Interface Document

All Known Implementing Classes:
DefaultDocument

public interface Document
Represents an unstructured piece of text that usually corresponds to a content of a single file. This text could originate from various sources such as a text file, PDF, DOCX, or a web page (HTML). Each document may have associated Metadata including its source, owner, creation date, etc.
  • Field Details

    • FILE_NAME

      static final String FILE_NAME
      Common metadata key for the name of the file from which the document was loaded.
      See Also:
    • ABSOLUTE_DIRECTORY_PATH

      static final String ABSOLUTE_DIRECTORY_PATH
      Common metadata key for the absolute path of the directory from which the document was loaded.
      See Also:
    • URL

      static final String URL
      Common metadata key for the URL from which the document was loaded.
      See Also:
  • Method Details

    • text

      String text()
      Returns the text of this document.
      Returns:
      the text.
    • metadata

      Metadata metadata()
      Returns the metadata associated with this document.
      Returns:
      the metadata.
    • metadata

      @Deprecated(forRemoval=true) default String metadata(String key)
      Deprecated, for removal: This API element is subject to removal in a future version.
      Looks up the metadata value for the given key.
      Parameters:
      key - the key to look up.
      Returns:
      the metadata value for the given key, or null if the key is not present.
    • toTextSegment

      default TextSegment toTextSegment()
      Builds a TextSegment from this document.
      Returns:
      a TextSegment
    • from

      static Document from(String text)
      Creates a new Document from the given text.

      The created document will have empty metadata.

      Parameters:
      text - the text of the document.
      Returns:
      a new Document.
    • from

      static Document from(String text, Metadata metadata)
      Creates a new Document from the given text.
      Parameters:
      text - the text of the document.
      metadata - the metadata of the document.
      Returns:
      a new Document.
    • document

      static Document document(String text)
      Creates a new Document from the given text.

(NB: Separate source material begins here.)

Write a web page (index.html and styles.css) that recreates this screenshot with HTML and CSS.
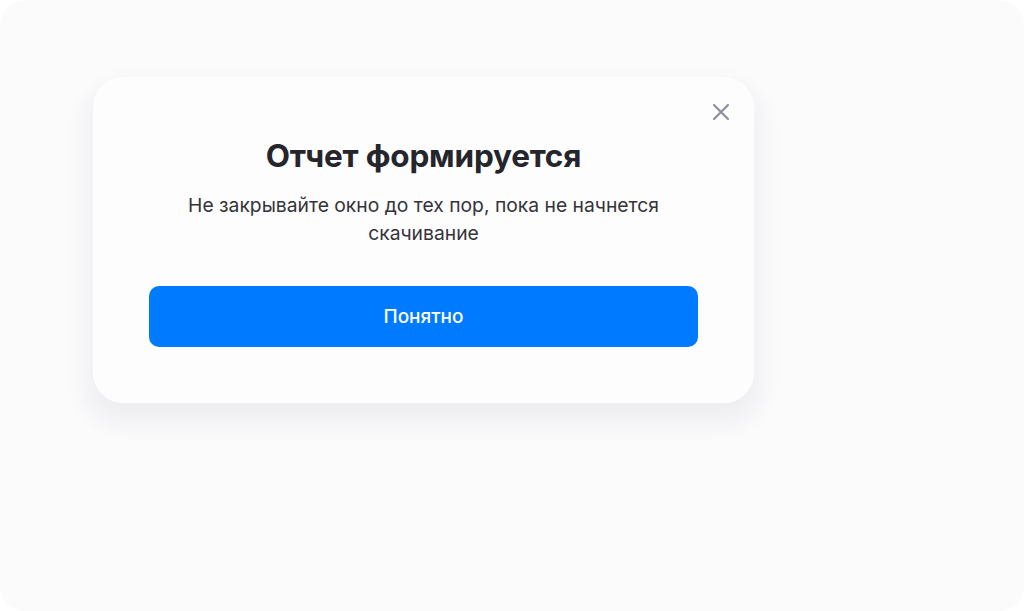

      The created document will have empty metadata.

      Parameters:
      text - the text of the document.
      Returns:
      a new Document.
    • document

      static Document document(String text, Metadata metadata)
      Creates a new Document from the given text.
      Parameters:
      text - the text of the document.
      metadata - the metadata of the document.
      Returns:
      a new Document.